Kaprálová’s story, and Czechoslovakia’s story, have a renewed relevance today with the tragic events that have unfolded in Ukraine. The video I made for the new recording of Kaprálová’s Military Sinfonietta uses found footage of the Czechoslovak preparations for war in 1936-38 which it was written to honour.
Algorithmic hint: D'un soir triste by Lili Boulanger (1918)
Kaprálová was the only composer mentioned by name in Havergal Brian’s short review of the festival. I have, in the name of research and in search of fresh delights, listened through the rest of that first day’s program (which did not impress Kaprálová and Martinů) without hearing any other piece that has survived the passage of time.
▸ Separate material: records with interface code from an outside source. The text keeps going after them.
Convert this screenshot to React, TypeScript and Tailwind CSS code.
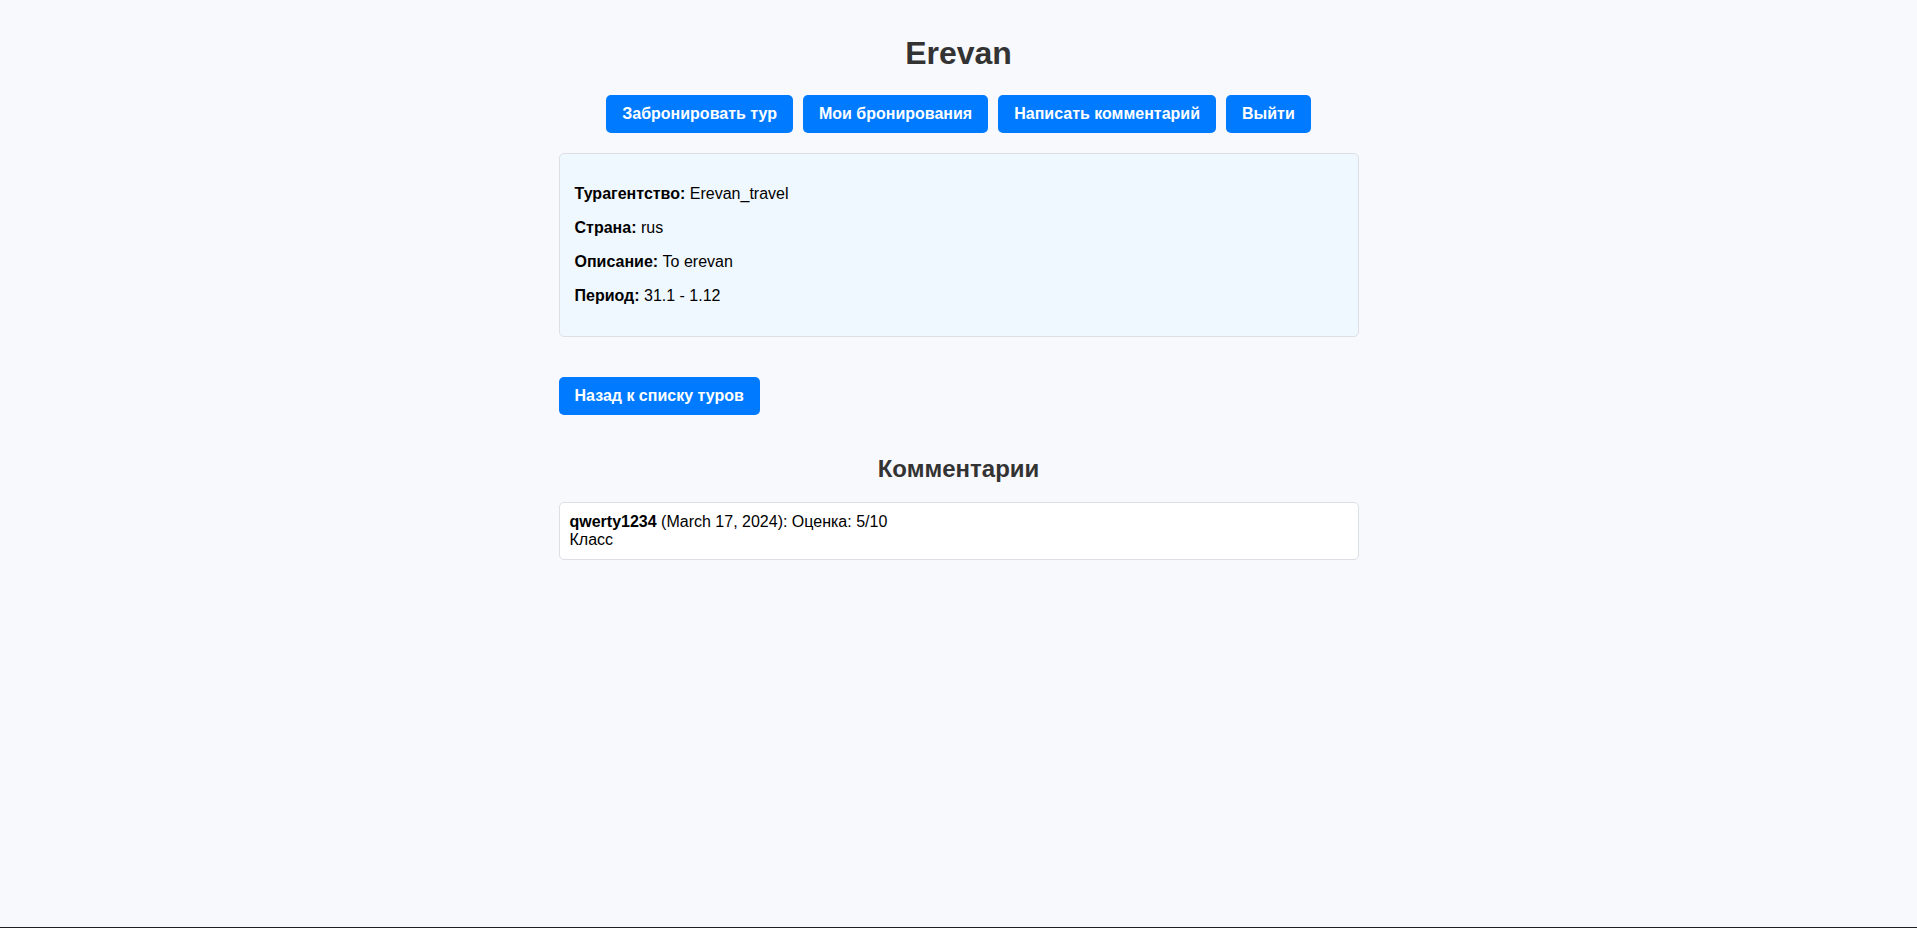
import React from "react";

const btn =
  "h-[38px] px-4 py-[10px] bg-[#007bff] text-white font-bold text-[16px] leading-[18px] rounded-[5px] whitespace-nowrap";

export default function App() {
  return (
    <div
      className="h-[928px] flex flex-col bg-[#f8f9fc] text-black overflow-hidden"
      style={{ fontFamily: '"Liberation Sans", Arial, sans-serif' }}
    >
      <div className="flex-1">
        <div className="w-[800px] mx-auto pt-[35px]">
          <h1 className="text-[32px] leading-[37px] font-bold text-[#333] text-center">
            Erevan
          </h1>
          <div className="mt-[23px] flex justify-center gap-[10px]">
            <button className={btn}>Забронировать тур</button>
            <button className={btn}>Мои бронирования</button>
            <button className={btn}>Написать комментарий</button>
            <button className={btn}>Выйти</button>
          </div>
          <div className="mt-[20px] border border-[#dcdfe3] rounded-[5px] bg-[#f0f8ff] p-[15px] text-[16px] leading-[18px]">
            <p className="my-4">
              <b>Турагентство:</b> Erevan_travel
            </p>
            <p className="my-4">
              <b>Страна:</b> rus
            </p>
            <p className="my-4">
              <b>Описание:</b> To erevan
            </p>
            <p className="my-4">
              <b>Период:</b> 31.1 - 1.12
            </p>
          </div>
          <div className="mt-[40px]">
            <button className={btn}>Назад к списку туров</button>
          </div>
          <h2 className="mt-[40px] text-[24px] leading-[28px] font-bold text-[#333] text-center">
            Комментарии
          </h2>
          <div className="mt-[19px] border border-[#dcdfe3] rounded-[5px] bg-white p-[10px] text-[16px] leading-[18px]">
            <div>
              <b>qwerty1234</b> (March 17, 2024): Оценка: 5/10
            </div>
            <div>Класс</div>
          </div>
        </div>
      </div>
      <div className="h-px bg-[#1c1f26]" />
    </div>
  );
}
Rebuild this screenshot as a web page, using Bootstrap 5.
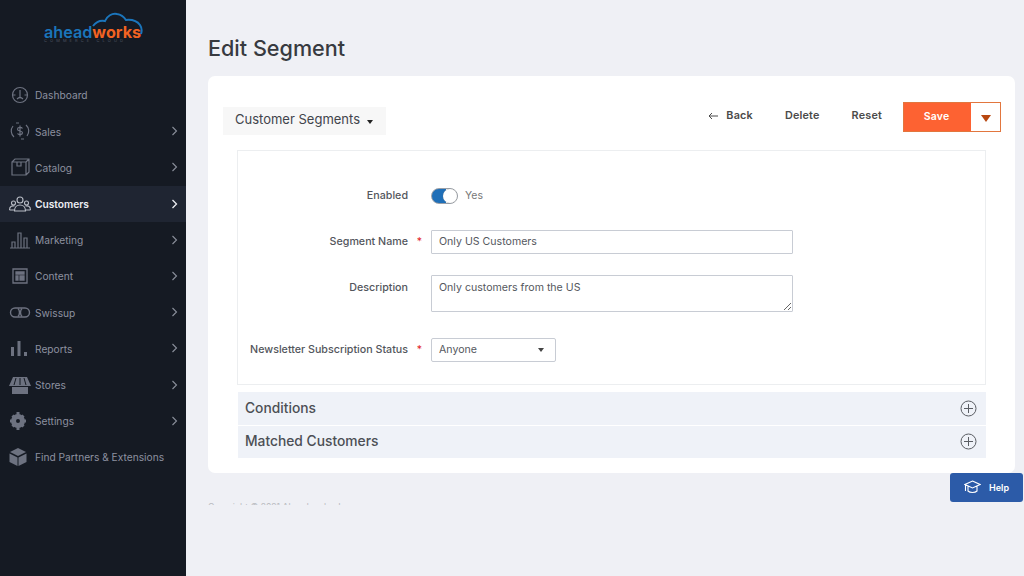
<!DOCTYPE html>
<html lang="en">
  <head>
    <meta charset="UTF-8" />
    <title>Edit Segment</title>
    <link href="https://cdn.jsdelivr.net/npm/bootstrap@5.3.0/dist/css/bootstrap.min.css" rel="stylesheet" />
    <style>
      html, body { height: 576px; overflow: hidden; }
      body { background: #eff0f5; color: #41444b; font-family: "Inter", "Liberation Sans", sans-serif; font-size: 10.5px; }
      .side-bar { width: 186px; height: 576px; background: #151a23; flex: none; }
      .logo-box { height: 77px; padding-top: 12px; }
      .logo-wrap { width: 100px; height: 34px; margin-left: 43px; position: relative; }
      .logo-cloud { position: absolute; left: 0; top: 0; }
      .logo-text { position: absolute; left: 1px; top: 13px; font-size: 16.2px; font-weight: 600; line-height: 14px; color: #1b75bb; }
      .logo-text b { color: #f26322; font-weight: 700; }
      .logo-sub { position: absolute; left: 1px; top: 27px; font-size: 4px; line-height: 4px; letter-spacing: 3.1px; color: #4d5462; white-space: nowrap; }
      .side-item { height: 36.2px; color: #8d91a0; padding-left: 8px; padding-right: 8px; text-decoration: none; }
      .side-item.on-item { background: #1f2532; color: #eceef2; font-weight: 600; }
      .side-ico { width: 24px; height: 24px; flex: none; margin-right: 3px; }
      .side-txt { flex: 1; white-space: nowrap; font-size: 10.2px; padding-top: 2px; }
      .main-area { flex: 1; padding: 0 9px 0 22px; min-width: 0; }
      .page-title { font-size: 21.6px; font-weight: 500; color: #373a40; line-height: 26px; padding-top: 35px; margin: 0 0 15px; }
      .edit-panel { background: #fff; border-radius: 7px; height: 397px; padding: 26px 15px 0; }
      .segment-btn { background: #f7f7f7; height: 28px; width: 163px; margin-top: 5px; padding: 0 0 2px 12px; font-size: 13px; color: #41444b; border: 0; border-radius: 0; }
      .segment-btn .caret-mark { border-top: 4px solid #222; border-left: 3.5px solid transparent; border-right: 3.5px solid transparent; margin-left: 7px; margin-top: 4px; }
      .act-link { font-size: 10.8px; font-weight: 600; color: #4a4a4a; text-decoration: none; letter-spacing: .2px; padding-bottom: 2px; }
      .save-group { width: 98px; height: 30px; margin-left: 21px; border: 1px solid #e2763e; margin-right: -1px; }
      .save-main { background: #fd6232; color: #fff; font-weight: 600; font-size: 10.5px; width: 67px; letter-spacing: .2px; padding-right: 2px; }
      .save-caret { border-top: 7px solid #b8470f; border-left: 5px solid transparent; border-right: 5px solid transparent; margin-top: 2px; }
      .form-box { margin: 15px 14px 0 14px; height: 235px; border: 1px solid #eceef0; padding-top: 35px; }
      .field-row { display: flex; }
      .row-switch { height: 20px; }
      .row-name { height: 24px; margin-top: 24px; }
      .row-desc { margin-top: 21px; }
      .row-news { margin-top: 26px; }
      .field-lab { width: 170px; text-align: right; font-weight: 500; color: #53565c; font-size: 10.7px; white-space: nowrap; }
      .lab-top { padding-top: 5px; }
      .req-col { width: 23px; text-align: center; color: #e22626; flex: none; }
      .txt-box { border: 1px solid #c8ccd4; border-radius: 1px; padding-left: 7px; color: #55585e; background: #fff; font-size: 10.6px; }
      .name-box { width: 362px; height: 24px; }
      .switch-pill { width: 27px; height: 16px; border-radius: 8px; background: linear-gradient(90deg, #1f6fb8 55%, #fff 55%); border: 1px solid #9aa0a8; position: relative; }
      .switch-pill::after { content: ""; position: absolute; right: 0; top: 0; width: 14px; height: 14px; border-radius: 50%; background: #fff; box-shadow: 0 0 1px #777; }
      .switch-lab { color: #777; margin-left: 7px; }
      .text-area-fake { width: 362px; height: 37px; padding-top: 4px; resize: vertical; outline: 0; display: block; }
      .select-fake { width: 125px; height: 24px; border-radius: 2px; padding-right: 11px; }
      .select-caret { border-top: 4px solid #444; border-left: 3.5px solid transparent; border-right: 3.5px solid transparent; }
      .acc-row { margin: 0 14px 0 15px; background: #eff2f8; color: #4c4f55; font-size: 13.8px; font-weight: 500; height: 33px; padding: 0 9px 0 7px; }
      .acc-first { margin-top: 7px; }
      .acc-gap { border-top: 1px solid #fff; padding-bottom: 1px; }
      .foot-peek { height: 2px; overflow: hidden; margin-top: 30px; font-size: 8.6px; line-height: 9px; color: #b8bac0; white-space: nowrap; }
      .help-tab { position: absolute; left: 950px; top: 473px; width: 73px; height: 29px; background: #2c5ba8; color: #fff; border-radius: 3px; font-weight: 600; font-size: 9px; padding-left: 14px; }
    </style>
  </head>
  <body>
    <div class="d-flex">
      <nav class="side-bar">
        <div class="logo-box">
          <div class="logo-wrap">
            <svg class="logo-cloud" width="100" height="24" viewBox="0 0 100 24" fill="none" stroke="#1b75bb" stroke-width="2">
              <path d="M50 14c3-4 7-6 12-5 2-5 7-8 12-7 4 .5 7 3 9 6 5-.5 11 1 14 5 2 3 2 6 1 9" />
            </svg>
            <div class="logo-text">ahead<b>works</b></div>
            <div class="logo-sub">COMMERCE CLOUD</div>
          </div>
        </div>
        <a class="side-item d-flex align-items-center">
          <svg class="side-ico" viewBox="0 0 24 24" fill="none" stroke="#6d7280" stroke-width="1.2"><circle cx="12" cy="12" r="7.500" /><path d="M4.500 12h3M16.500 12h3M12 7v7M9 16c2-2 4-2 6 0" /></svg>
          <span class="side-txt">Dashboard</span>
        </a>
        <a class="side-item d-flex align-items-center">
          <svg class="side-ico" viewBox="0 0 24 24" fill="none" stroke="#6d7280" stroke-width="1.2"><path d="M6 18a8 8 0 0 1-1-11M8 4h3M18 6a8 8 0 0 1 1 11M13 20h3" /><path d="M14.500 9.500c-1-1.500-5-1.500-5 .7 0 2.300 5 1.300 5 3.600 0 2.200-4 2.200-5 .7M12 6.500v11" /></svg>
          <span class="side-txt">Sales</span>
          <svg width="7" height="10" viewBox="0 0 7 10" fill="none" stroke="#8a8f9b" stroke-width="1.1"><path d="M1.500 1l4 4-4 4" /></svg>
        </a>
        <a class="side-item d-flex align-items-center">
          <svg class="side-ico" viewBox="0 0 24 24" fill="none" stroke="#6d7280" stroke-width="1.2"><path d="M4 7h14v13H4zM4 7l3-3h14v13l-3 3M18 7l3-3M9 7v4h4V7" /></svg>
          <span class="side-txt">Catalog</span>
          <svg width="7" height="10" viewBox="0 0 7 10" fill="none" stroke="#8a8f9b" stroke-width="1.1"><path d="M1.500 1l4 4-4 4" /></svg>
        </a>
        <a class="side-item on-item d-flex align-items-center">
          <svg class="side-ico" viewBox="0 0 24 24" fill="none" stroke="#b9bdc6" stroke-width="1.1"><circle cx="12" cy="8" r="3" /><circle cx="5.500" cy="11" r="2" /><circle cx="18.500" cy="11" r="2" /><path d="M6.500 19c0-8 11-8 11 0zM1.500 18c0-4 3-4.500 5-4M22.500 18c0-4-3-4.500-5-4M1.500 18h5M22.500 18h-5" /></svg>
          <span class="side-txt">Customers</span>
          <svg width="7" height="10" viewBox="0 0 7 10" fill="none" stroke="#eceef2" stroke-width="1.3"><path d="M1.500 1l4 4-4 4" /></svg>
        </a>
        <a class="side-item d-flex align-items-center">
          <svg class="side-ico" viewBox="0 0 24 24" fill="none" stroke="#6d7280" stroke-width="1.2"><path d="M2 20h20M4 20v-6h3v6M10 20V5h3v15M16 20V10h3v10" /></svg>
          <span class="side-txt">Marketing</span>
          <svg width="7" height="10" viewBox="0 0 7 10" fill="none" stroke="#8a8f9b" stroke-width="1.1"><path d="M1.500 1l4 4-4 4" /></svg>
        </a>
        <a class="side-item d-flex align-items-center">
          <svg class="side-ico" viewBox="0 0 24 24" fill="none" stroke="#6d7280" stroke-width="1.3"><path d="M5 5h14v14H5z" /><path d="M8 8h8v2H8zM8 12h2v4H8zM12 12h4v4h-4z" fill="#6d7280" /></svg>
          <span class="side-txt">Content</span>
          <svg width="7" height="10" viewBox="0 0 7 10" fill="none" stroke="#8a8f9b" stroke-width="1.1"><path d="M1.500 1l4 4-4 4" /></svg>
        </a>
        <a class="side-item d-flex align-items-center">
          <svg class="side-ico" viewBox="0 0 24 24" fill="none" stroke="#6d7280" stroke-width="1.4"><rect x="2.500" y="8" width="19" height="9" rx="4.500" /><path d="M10 8.500c2 2 2 6 0 8M14 8.500c-2 2-2 6 0 8" /></svg>
          <span class="side-txt">Swissup</span>
          <svg width="7" height="10" viewBox="0 0 7 10" fill="none" stroke="#8a8f9b" stroke-width="1.1"><path d="M1.500 1l4 4-4 4" /></svg>
        </a>
        <a class="side-item d-flex align-items-center">
          <svg class="side-ico" viewBox="0 0 24 24" fill="#6d7280"><path d="M3 11h3v9H3zM9.500 5h3v15h-3zM16 16h3v4h-3z" /></svg>
          <span class="side-txt">Reports</span>
          <svg width="7" height="10" viewBox="0 0 7 10" fill="none" stroke="#8a8f9b" stroke-width="1.1"><path d="M1.500 1l4 4-4 4" /></svg>
        </a>
        <a class="side-item d-flex align-items-center">
          <svg class="side-ico" viewBox="0 0 24 24" fill="#6d7280"><path d="M5 4h14l4 9H1zM4 14h16v7H4z" /><path d="M8 5l-2 7M12 5v7M16 5l2 7" stroke="#151a23" stroke-width="1" /></svg>
          <span class="side-txt">Stores</span>
          <svg width="7" height="10" viewBox="0 0 7 10" fill="none" stroke="#8a8f9b" stroke-width="1.1"><path d="M1.500 1l4 4-4 4" /></svg>
        </a>
        <a class="side-item d-flex align-items-center">
          <svg class="side-ico" viewBox="0 0 24 24" fill="none" stroke="#6d7280"><circle cx="10" cy="12" r="4.500" stroke-width="5" /><path d="M10 3v3M10 18v3M2 12h3M15 12h3M4.500 6.500l2 2M13.500 15.500l2 2M15.500 6.500l-2 2M6.500 15.500l-2 2" stroke-width="3" /></svg>
          <span class="side-txt">Settings</span>
          <svg width="7" height="10" viewBox="0 0 7 10" fill="none" stroke="#8a8f9b" stroke-width="1.1"><path d="M1.500 1l4 4-4 4" /></svg>
        </a>
        <a class="side-item d-flex align-items-center">
          <svg class="side-ico" viewBox="0 0 24 24" fill="#6d7280"><path d="M10 3l8 4-8 4-8-4z" /><path d="M1.500 8.500l8 4V21l-8-4zM18.500 8.500l-8 4V21l8-4z" /></svg>
          <span class="side-txt">Find Partners &amp; Extensions</span>
        </a>
      </nav>

      <main class="main-area">
        <h1 class="page-title">Edit Segment</h1>
        <div class="edit-panel">
          <div class="d-flex justify-content-between align-items-start">
            <button class="segment-btn d-flex align-items-center" type="button">Customer Segments<span class="caret-mark"></span></button>
            <div class="d-flex align-items-center">
              <a class="act-link d-flex align-items-center" href="#">
                <svg class="me-2" width="10" height="8" viewBox="0 0 10 8" fill="none" stroke="#4a4a4a"><path d="M10 4H1M4 1L1 4l3 3" /></svg>Back
              </a>
              <a class="act-link ms-4 ps-2" href="#">Delete</a>
              <a class="act-link ms-4 ps-2" href="#">Reset</a>
              <div class="save-group d-flex">
                <div class="save-main d-flex align-items-center justify-content-center">Save</div>
                <div class="flex-fill d-flex align-items-center justify-content-center"><span class="save-caret"></span></div>
              </div>
            </div>
          </div>

          <div class="form-box">
            <div class="field-row row-switch align-items-center">
              <div class="field-lab">Enabled</div>
              <div class="req-col"></div>
              <div class="switch-pill"></div>
              <span class="switch-lab">Yes</span>
            </div>
            <div class="field-row row-name align-items-center">
              <div class="field-lab">Segment Name</div>
              <div class="req-col">*</div>
              <div class="txt-box name-box d-flex align-items-center">Only US Customers</div>
            </div>
            <div class="field-row row-desc">
              <div class="field-lab lab-top">Description</div>
              <div class="req-col"></div>
              <textarea class="txt-box text-area-fake">Only customers from the US</textarea>
            </div>
            <div class="field-row row-news align-items-center">
              <div class="field-lab">Newsletter Subscription Status</div>
              <div class="req-col">*</div>
              <div class="txt-box select-fake d-flex align-items-center justify-content-between">Anyone<span class="select-caret"></span></div>
            </div>
          </div>

          <div class="acc-row acc-first d-flex align-items-center justify-content-between">
            Conditions
            <svg width="17" height="17" viewBox="0 0 17 17" fill="none" stroke="#5a5d63"><circle cx="8.500" cy="8.500" r="7.500" /><path d="M8.500 4v9M4 8.500h9" /></svg>
          </div>
          <div class="acc-row acc-gap d-flex align-items-center justify-content-between">
            Matched Customers
            <svg width="17" height="17" viewBox="0 0 17 17" fill="none" stroke="#5a5d63"><circle cx="8.500" cy="8.500" r="7.500" /><path d="M8.500 4v9M4 8.500h9" /></svg>
          </div>
        </div>
        <div class="foot-peek">Copyright © 2021 Aheadworks, Inc.</div>
      </main>
    </div>

    <div class="help-tab d-flex align-items-center">
      <svg class="me-2" width="17" height="15" viewBox="0 0 17 15" fill="none" stroke="#fff" stroke-width="1.1"><path d="M8.500 1L16 4.500 8.500 8 1 4.500zM4 6.500V11c2 2 7 2 9 0V6.500M1.500 5v6" /></svg>
      Help
    </div>
    <script src="https://cdn.jsdelivr.net/npm/bootstrap@5.3.0/dist/js/bootstrap.bundle.min.js"></script>
  </body>
</html>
Brian’s compositional language was the most simpatico with Kaprálová’s (minus the Czech and Slovak influences) of any composers’ I know, and in his Concerto for Orchestra in E Flat (1964) he would use orchestral colouring and thematic material so reminiscent of the Military Sinfonietta as to suggest he was remembering it.
Kaprálová, in her letters home, describes being driven, with Martinů who had accompanied her on the trip to England, by Hubert Foss to Crystal Palace for the filming; however all but one of the Baird TV studios had burned down in the Crystal Palace fire of 1936, and the Baird logs have no record of her visit. At this time Crystal Palace and the BBC studios at Alexandra Palace were often confused, even by Londoners.